DIRECTIONS:
Every entry below should be repeated exactly; the pictures should not.

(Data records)

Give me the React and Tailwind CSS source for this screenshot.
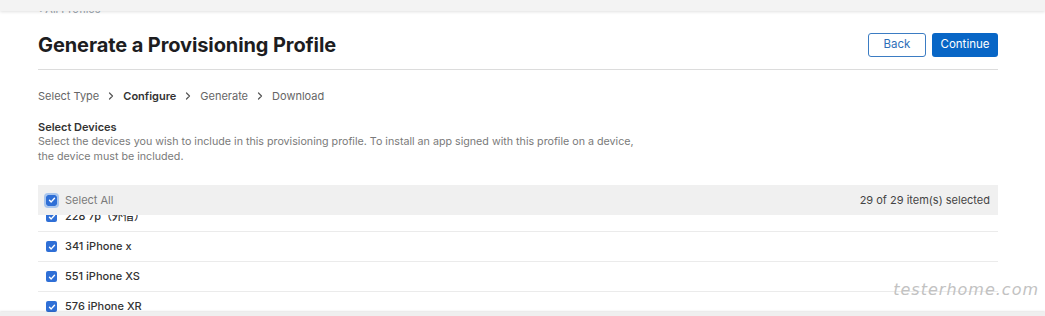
import React from "react";

function Check({ ring = false }) {
  return (
    <span
      className={
        "flex h-[11px] w-[11px] shrink-0 items-center justify-center rounded-[2px] bg-[#2f6fd6] " +
        (ring ? "outline outline-2 outline-[#a9c6ee]" : "")
      }
    >
      <svg width="8" height="8" viewBox="0 0 8 8" fill="none">
        <path d="M1.5 4.2 L3.2 5.9 L6.5 2.2" stroke="#fff" strokeWidth="1.4" strokeLinecap="round" strokeLinejoin="round" />
      </svg>
    </span>
  );
}

function Chevron() {
  return (
    <svg width="6" height="8" viewBox="0 0 6 8" className="mx-[9px]" fill="none">
      <path d="M1.5 1 L4.5 4 L1.5 7" stroke="#555" strokeWidth="1.2" strokeLinecap="round" strokeLinejoin="round" />
    </svg>
  );
}

const rows = ["228 7p（外借）", "341 iPhone x", "551 iPhone XS", "576 iPhone XR"];

export default function App() {
  return (
    <div
      className="relative h-[316px] w-[1045px] overflow-hidden bg-white"
      style={{ fontFamily: "Inter, 'Noto Sans CJK SC', sans-serif" }}
    >
      <div className="absolute left-0 right-0 top-0 z-10 h-[11px] bg-[#f3f3f3] shadow-[0_1px_3px_rgba(0,0,0,0.12)]" />

      <div className="pl-[38px] pr-[47px]">
        <div className="mt-[3px] h-[12px] text-[11px] leading-[12px] text-[#9aa3ad]">‹ All Profiles</div>

        <div className="flex items-center justify-between border-b border-[#dcdcdc] pb-[12px] pt-[18px]">
          <h1 className="text-[20px] font-bold leading-[24px] tracking-[-0.1px] text-[#1d1d1f]">
            Generate a Provisioning Profile
          </h1>
          <div className="flex gap-[6px]">
            <button className="h-[24px] w-[58px] rounded-[3px] border border-[#3b7cc3] bg-white text-[11.5px] text-[#2e6fb8]">
              Back
            </button>
            <button className="h-[24px] w-[66px] rounded-[3px] bg-[#0866c6] text-[11.5px] text-white">
              Continue
            </button>
          </div>
        </div>

        <div className="mt-[19px] flex items-center text-[11px] leading-[14px] text-[#666]">
          <span>Select Type</span>
          <Chevron />
          <span className="font-semibold text-[#333]">Configure</span>
          <Chevron />
          <span>Generate</span>
          <Chevron />
          <span>Download</span>
        </div>

        <div className="mt-[17px] text-[11px] font-semibold leading-[14px] text-[#333]">Select Devices</div>
        <div className="text-[10.7px] leading-[15px] text-[#7a7a7a]">
          Select the devices you wish to include in this provisioning profile. To install an app signed with this profile on a device,
          <br />
          the device must be included.
        </div>

        <div className="mt-[21px] flex h-[30px] items-center justify-between bg-[#f0f0f0] pl-[8px] pr-[8px] text-[11px]">
          <div className="flex items-center gap-[8px]">
            <Check ring />
            <span className="text-[#7a7a7a]">Select All</span>
          </div>
          <span className="text-[#444]">29 of 29 item(s) selected</span>
        </div>

        <div className="h-[100px] overflow-hidden">
          <div className="-mt-[13px]">
            {rows.map((r) => (
              <div key={r} className="flex h-[30px] items-center gap-[8px] border-b border-[#ebebeb] pl-[8px] text-[11px] font-medium text-[#333]">
                <Check />
                <span>{r}</span>
              </div>
            ))}
          </div>
        </div>
      </div>

      <div
        className="absolute right-[6px] top-[278px] text-[16px] font-extralight tracking-[1px] text-[#c2c2c2]"
        style={{ fontFamily: "'DejaVu Sans', sans-serif", fontStyle: "italic" }}
      >
        testerhome.com
      </div>

      <div className="absolute bottom-0 left-0 right-0 z-10 h-[4px] bg-[#efefef] shadow-[0_-1px_2px_rgba(0,0,0,0.1)]" />
    </div>
  );
}
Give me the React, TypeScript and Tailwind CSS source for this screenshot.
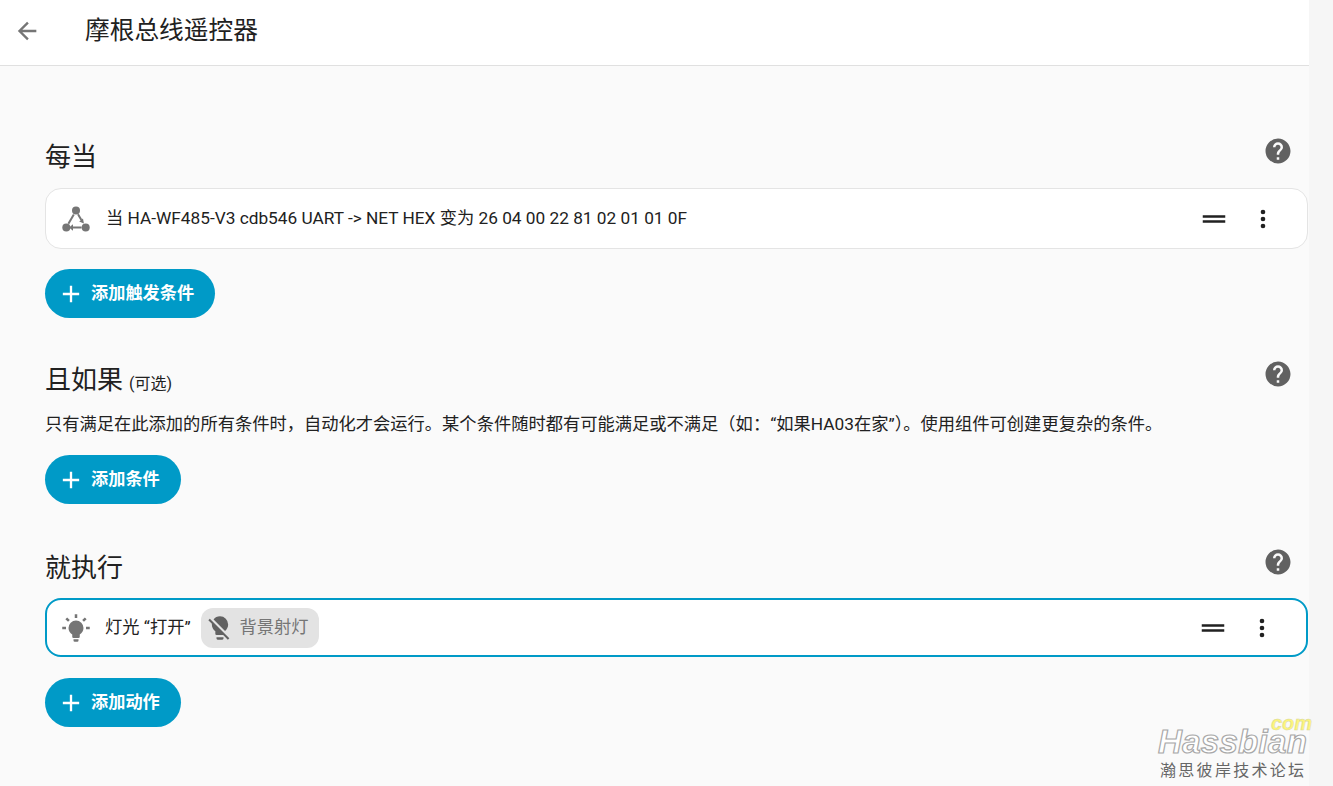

SOLUTION FOR THIS TASK:
Give me the React and Tailwind CSS source for this screenshot.
import React from "react";

function Check({ ring = false }) {
  return (
    <span
      className={
        "flex h-[11px] w-[11px] shrink-0 items-center justify-center rounded-[2px] bg-[#2f6fd6] " +
        (ring ? "outline outline-2 outline-[#a9c6ee]" : "")
      }
    >
      <svg width="8" height="8" viewBox="0 0 8 8" fill="none">
        <path d="M1.5 4.2 L3.2 5.9 L6.5 2.2" stroke="#fff" strokeWidth="1.4" strokeLinecap="round" strokeLinejoin="round" />
      </svg>
    </span>
  );
}

function Chevron() {
  return (
    <svg width="6" height="8" viewBox="0 0 6 8" className="mx-[9px]" fill="none">
      <path d="M1.5 1 L4.5 4 L1.5 7" stroke="#555" strokeWidth="1.2" strokeLinecap="round" strokeLinejoin="round" />
    </svg>
  );
}

const rows = ["228 7p（外借）", "341 iPhone x", "551 iPhone XS", "576 iPhone XR"];

export default function App() {
  return (
    <div
      className="relative h-[316px] w-[1045px] overflow-hidden bg-white"
      style={{ fontFamily: "Inter, 'Noto Sans CJK SC', sans-serif" }}
    >
      <div className="absolute left-0 right-0 top-0 z-10 h-[11px] bg-[#f3f3f3] shadow-[0_1px_3px_rgba(0,0,0,0.12)]" />

      <div className="pl-[38px] pr-[47px]">
        <div className="mt-[3px] h-[12px] text-[11px] leading-[12px] text-[#9aa3ad]">‹ All Profiles</div>

        <div className="flex items-center justify-between border-b border-[#dcdcdc] pb-[12px] pt-[18px]">
          <h1 className="text-[20px] font-bold leading-[24px] tracking-[-0.1px] text-[#1d1d1f]">
            Generate a Provisioning Profile
          </h1>
          <div className="flex gap-[6px]">
            <button className="h-[24px] w-[58px] rounded-[3px] border border-[#3b7cc3] bg-white text-[11.5px] text-[#2e6fb8]">
              Back
            </button>
            <button className="h-[24px] w-[66px] rounded-[3px] bg-[#0866c6] text-[11.5px] text-white">
              Continue
            </button>
          </div>
        </div>

        <div className="mt-[19px] flex items-center text-[11px] leading-[14px] text-[#666]">
          <span>Select Type</span>
          <Chevron />
          <span className="font-semibold text-[#333]">Configure</span>
          <Chevron />
          <span>Generate</span>
          <Chevron />
          <span>Download</span>
        </div>

        <div className="mt-[17px] text-[11px] font-semibold leading-[14px] text-[#333]">Select Devices</div>
        <div className="text-[10.7px] leading-[15px] text-[#7a7a7a]">
          Select the devices you wish to include in this provisioning profile. To install an app signed with this profile on a device,
          <br />
          the device must be included.
        </div>

        <div className="mt-[21px] flex h-[30px] items-center justify-between bg-[#f0f0f0] pl-[8px] pr-[8px] text-[11px]">
          <div className="flex items-center gap-[8px]">
            <Check ring />
            <span className="text-[#7a7a7a]">Select All</span>
          </div>
          <span className="text-[#444]">29 of 29 item(s) selected</span>
        </div>

        <div className="h-[100px] overflow-hidden">
          <div className="-mt-[13px]">
            {rows.map((r) => (
              <div key={r} className="flex h-[30px] items-center gap-[8px] border-b border-[#ebebeb] pl-[8px] text-[11px] font-medium text-[#333]">
                <Check />
                <span>{r}</span>
              </div>
            ))}
          </div>
        </div>
      </div>

      <div
        className="absolute right-[6px] top-[278px] text-[16px] font-extralight tracking-[1px] text-[#c2c2c2]"
        style={{ fontFamily: "'DejaVu Sans', sans-serif", fontStyle: "italic" }}
      >
        testerhome.com
      </div>

      <div className="absolute bottom-0 left-0 right-0 z-10 h-[4px] bg-[#efefef] shadow-[0_-1px_2px_rgba(0,0,0,0.1)]" />
    </div>
  );
}
Give me the React, TypeScript and Tailwind CSS source for this screenshot.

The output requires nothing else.